-- begin The data --

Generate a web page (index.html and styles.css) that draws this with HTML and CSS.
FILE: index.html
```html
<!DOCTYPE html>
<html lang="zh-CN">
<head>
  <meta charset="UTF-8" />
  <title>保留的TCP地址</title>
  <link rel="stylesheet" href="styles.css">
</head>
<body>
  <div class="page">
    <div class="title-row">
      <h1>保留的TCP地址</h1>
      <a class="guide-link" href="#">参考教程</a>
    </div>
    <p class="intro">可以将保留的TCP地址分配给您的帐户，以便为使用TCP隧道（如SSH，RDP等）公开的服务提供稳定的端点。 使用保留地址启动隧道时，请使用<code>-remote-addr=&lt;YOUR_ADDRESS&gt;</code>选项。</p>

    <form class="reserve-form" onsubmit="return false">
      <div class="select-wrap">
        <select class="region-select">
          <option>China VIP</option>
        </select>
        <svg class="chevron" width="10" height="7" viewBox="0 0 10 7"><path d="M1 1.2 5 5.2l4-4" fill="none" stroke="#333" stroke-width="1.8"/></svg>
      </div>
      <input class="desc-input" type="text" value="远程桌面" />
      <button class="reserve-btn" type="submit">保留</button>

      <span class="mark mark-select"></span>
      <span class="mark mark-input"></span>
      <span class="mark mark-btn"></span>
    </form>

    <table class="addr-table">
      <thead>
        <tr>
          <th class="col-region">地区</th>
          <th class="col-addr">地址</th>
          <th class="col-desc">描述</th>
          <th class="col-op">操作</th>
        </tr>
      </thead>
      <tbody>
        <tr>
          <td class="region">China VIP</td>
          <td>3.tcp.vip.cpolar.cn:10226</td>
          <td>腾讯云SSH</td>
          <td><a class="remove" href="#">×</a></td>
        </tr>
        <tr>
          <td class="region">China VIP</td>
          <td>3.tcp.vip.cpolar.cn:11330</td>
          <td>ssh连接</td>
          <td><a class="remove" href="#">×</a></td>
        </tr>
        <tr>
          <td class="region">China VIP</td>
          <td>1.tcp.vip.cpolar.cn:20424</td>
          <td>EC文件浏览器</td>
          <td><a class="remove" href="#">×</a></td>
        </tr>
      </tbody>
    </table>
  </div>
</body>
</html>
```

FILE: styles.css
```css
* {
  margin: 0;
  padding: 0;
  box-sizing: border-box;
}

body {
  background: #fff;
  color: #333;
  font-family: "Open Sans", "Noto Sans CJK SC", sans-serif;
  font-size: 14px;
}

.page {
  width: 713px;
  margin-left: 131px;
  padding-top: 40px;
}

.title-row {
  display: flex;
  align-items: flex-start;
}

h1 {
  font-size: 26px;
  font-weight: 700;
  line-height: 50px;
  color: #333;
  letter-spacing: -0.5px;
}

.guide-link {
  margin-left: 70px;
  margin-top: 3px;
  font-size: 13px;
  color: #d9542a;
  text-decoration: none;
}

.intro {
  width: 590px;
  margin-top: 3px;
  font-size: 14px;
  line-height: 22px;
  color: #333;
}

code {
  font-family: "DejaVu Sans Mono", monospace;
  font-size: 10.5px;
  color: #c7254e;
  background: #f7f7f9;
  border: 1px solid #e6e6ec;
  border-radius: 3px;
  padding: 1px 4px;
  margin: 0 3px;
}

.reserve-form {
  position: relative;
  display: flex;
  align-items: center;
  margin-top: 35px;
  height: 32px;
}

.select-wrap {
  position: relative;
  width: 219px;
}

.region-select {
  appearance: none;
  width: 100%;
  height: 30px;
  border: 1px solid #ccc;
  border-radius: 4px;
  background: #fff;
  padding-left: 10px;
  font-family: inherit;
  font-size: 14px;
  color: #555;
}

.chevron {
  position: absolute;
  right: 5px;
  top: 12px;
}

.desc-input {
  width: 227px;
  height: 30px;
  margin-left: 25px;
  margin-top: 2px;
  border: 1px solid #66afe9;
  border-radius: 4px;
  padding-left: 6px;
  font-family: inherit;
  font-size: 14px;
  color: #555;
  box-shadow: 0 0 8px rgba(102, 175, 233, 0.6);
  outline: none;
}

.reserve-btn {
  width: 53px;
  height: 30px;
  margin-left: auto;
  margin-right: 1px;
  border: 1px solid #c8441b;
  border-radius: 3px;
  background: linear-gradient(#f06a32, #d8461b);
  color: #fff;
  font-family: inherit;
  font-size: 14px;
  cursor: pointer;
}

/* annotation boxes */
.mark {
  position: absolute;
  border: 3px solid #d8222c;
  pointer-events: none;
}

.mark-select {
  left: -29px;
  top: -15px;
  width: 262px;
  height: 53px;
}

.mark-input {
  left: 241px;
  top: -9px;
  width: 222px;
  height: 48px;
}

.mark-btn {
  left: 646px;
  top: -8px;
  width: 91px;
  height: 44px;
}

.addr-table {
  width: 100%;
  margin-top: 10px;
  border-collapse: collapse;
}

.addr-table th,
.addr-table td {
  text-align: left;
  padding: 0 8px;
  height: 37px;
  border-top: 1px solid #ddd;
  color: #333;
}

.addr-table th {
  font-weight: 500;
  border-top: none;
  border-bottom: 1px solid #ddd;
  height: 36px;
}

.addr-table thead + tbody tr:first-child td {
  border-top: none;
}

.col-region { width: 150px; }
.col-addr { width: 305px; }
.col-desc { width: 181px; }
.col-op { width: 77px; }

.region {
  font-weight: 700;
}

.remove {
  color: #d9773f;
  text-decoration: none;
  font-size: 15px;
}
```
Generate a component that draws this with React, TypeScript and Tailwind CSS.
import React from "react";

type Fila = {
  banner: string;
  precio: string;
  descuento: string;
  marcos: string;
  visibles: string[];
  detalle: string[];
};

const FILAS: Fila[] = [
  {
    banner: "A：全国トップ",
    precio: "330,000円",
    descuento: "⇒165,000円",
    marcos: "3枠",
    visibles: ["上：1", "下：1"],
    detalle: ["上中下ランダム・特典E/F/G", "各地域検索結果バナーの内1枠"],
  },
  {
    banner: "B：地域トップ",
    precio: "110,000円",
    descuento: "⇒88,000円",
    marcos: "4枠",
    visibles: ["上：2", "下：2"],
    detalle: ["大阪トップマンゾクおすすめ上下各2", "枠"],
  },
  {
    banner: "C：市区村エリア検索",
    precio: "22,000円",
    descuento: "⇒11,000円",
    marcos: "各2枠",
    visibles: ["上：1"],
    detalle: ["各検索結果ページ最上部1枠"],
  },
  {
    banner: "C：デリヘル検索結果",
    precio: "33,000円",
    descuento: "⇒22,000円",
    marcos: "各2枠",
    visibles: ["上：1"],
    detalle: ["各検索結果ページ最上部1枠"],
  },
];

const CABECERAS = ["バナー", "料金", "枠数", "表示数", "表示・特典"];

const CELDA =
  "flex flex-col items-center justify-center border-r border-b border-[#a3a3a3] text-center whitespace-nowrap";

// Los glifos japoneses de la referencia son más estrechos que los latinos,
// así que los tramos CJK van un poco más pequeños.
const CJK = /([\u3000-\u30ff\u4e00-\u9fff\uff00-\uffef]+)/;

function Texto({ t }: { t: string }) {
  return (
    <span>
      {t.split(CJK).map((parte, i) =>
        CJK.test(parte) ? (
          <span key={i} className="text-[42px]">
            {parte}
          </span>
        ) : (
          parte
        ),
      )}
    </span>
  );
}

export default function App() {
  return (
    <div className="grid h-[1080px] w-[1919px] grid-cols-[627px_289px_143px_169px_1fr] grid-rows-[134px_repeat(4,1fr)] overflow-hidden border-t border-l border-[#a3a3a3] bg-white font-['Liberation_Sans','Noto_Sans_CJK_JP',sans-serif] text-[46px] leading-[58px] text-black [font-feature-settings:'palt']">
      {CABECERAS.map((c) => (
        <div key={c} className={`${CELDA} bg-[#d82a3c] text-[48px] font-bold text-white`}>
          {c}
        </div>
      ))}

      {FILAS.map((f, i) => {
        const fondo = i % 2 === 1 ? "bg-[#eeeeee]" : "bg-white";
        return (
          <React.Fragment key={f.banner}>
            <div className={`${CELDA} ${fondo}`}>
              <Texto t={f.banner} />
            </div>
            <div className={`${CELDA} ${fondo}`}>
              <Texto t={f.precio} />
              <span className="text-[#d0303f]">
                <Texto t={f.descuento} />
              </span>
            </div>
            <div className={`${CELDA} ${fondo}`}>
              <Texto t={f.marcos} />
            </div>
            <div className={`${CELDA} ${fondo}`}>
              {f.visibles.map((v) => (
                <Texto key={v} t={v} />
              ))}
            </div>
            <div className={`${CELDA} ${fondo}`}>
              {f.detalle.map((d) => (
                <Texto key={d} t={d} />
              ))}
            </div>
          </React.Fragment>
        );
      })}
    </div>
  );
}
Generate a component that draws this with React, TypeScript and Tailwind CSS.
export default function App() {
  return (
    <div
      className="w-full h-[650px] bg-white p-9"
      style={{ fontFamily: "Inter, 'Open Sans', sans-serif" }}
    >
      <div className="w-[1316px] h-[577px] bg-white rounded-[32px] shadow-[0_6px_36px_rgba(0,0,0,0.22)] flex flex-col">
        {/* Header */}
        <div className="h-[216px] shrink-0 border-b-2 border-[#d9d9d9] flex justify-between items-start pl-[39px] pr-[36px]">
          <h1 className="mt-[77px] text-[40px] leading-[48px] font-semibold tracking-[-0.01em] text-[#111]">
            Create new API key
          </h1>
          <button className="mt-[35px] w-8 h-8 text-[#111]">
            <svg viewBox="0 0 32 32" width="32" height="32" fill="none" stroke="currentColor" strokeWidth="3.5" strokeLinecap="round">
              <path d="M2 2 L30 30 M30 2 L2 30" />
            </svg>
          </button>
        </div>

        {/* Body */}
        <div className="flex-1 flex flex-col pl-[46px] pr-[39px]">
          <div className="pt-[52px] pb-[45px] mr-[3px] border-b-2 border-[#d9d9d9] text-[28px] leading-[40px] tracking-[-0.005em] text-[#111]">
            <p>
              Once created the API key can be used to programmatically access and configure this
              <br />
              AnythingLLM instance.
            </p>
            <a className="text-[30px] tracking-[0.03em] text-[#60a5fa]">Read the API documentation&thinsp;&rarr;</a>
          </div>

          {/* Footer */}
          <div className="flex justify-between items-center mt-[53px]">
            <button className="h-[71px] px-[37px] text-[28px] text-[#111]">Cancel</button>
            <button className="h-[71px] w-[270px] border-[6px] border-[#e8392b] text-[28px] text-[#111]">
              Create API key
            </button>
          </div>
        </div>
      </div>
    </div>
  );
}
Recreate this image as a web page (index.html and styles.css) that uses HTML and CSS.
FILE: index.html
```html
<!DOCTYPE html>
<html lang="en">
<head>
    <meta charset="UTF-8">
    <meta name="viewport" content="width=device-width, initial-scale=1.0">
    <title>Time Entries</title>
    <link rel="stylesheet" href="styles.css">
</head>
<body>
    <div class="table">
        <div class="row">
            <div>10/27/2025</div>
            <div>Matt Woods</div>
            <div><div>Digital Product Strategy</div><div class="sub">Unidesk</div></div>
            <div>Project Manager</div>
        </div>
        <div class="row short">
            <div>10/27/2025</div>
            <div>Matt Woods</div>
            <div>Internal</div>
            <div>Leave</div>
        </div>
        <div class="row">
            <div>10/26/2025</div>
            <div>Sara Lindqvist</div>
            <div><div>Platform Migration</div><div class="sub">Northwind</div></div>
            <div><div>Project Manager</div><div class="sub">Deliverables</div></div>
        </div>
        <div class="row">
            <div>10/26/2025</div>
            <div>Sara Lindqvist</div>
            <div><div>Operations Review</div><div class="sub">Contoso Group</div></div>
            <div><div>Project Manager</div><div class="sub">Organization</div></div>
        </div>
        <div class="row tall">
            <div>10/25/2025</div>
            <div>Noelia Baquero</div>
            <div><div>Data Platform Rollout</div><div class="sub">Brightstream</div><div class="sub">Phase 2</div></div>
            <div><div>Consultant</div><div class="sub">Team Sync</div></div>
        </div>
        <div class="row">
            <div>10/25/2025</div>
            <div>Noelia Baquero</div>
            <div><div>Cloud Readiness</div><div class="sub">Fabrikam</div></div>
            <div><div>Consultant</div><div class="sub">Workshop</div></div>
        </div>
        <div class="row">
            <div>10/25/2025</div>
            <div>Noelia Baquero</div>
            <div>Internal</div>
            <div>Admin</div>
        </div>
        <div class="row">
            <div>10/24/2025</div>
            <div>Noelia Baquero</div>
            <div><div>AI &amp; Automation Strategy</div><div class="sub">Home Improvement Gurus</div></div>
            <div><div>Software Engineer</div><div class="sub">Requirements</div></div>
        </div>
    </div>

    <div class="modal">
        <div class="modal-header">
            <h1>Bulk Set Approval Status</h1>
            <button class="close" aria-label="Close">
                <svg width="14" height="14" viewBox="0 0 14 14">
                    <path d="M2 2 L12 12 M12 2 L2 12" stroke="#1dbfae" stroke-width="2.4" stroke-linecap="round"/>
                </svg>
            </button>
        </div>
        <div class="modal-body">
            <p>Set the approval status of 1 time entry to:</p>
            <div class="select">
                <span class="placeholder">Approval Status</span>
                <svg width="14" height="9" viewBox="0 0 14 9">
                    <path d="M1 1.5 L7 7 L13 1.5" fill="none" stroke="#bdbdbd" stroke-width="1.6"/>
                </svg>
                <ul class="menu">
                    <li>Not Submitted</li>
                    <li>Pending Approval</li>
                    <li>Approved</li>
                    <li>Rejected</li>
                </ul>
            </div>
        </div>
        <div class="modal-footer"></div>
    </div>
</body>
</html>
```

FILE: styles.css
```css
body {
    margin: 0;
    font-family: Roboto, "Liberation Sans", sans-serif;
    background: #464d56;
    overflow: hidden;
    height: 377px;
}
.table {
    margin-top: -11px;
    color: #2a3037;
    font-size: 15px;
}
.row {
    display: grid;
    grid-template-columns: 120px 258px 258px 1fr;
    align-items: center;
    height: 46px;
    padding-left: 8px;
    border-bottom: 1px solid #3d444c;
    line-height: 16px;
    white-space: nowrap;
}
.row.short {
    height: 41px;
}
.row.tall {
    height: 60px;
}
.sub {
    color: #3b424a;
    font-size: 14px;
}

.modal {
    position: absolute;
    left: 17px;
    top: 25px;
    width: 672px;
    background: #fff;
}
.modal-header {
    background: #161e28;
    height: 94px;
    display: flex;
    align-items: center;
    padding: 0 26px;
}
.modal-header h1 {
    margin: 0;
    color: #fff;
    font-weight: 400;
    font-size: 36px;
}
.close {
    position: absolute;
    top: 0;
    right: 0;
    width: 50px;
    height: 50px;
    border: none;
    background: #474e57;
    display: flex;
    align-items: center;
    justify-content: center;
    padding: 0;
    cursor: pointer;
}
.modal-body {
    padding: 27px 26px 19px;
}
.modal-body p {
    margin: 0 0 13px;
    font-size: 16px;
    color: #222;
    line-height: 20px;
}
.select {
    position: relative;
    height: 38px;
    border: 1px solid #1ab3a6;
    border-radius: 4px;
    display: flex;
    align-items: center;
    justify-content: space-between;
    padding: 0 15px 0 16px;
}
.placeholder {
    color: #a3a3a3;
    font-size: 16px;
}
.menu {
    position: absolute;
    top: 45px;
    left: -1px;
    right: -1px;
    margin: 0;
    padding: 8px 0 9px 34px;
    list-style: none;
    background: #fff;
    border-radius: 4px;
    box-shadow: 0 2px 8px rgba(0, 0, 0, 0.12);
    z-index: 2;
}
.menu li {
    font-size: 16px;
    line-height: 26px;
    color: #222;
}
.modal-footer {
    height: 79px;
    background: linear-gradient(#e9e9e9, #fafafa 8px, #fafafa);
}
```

-- end The data --

What to produce: Among the entries, how many lines contain the string "React"? Give the number without anything else.

Output below: 5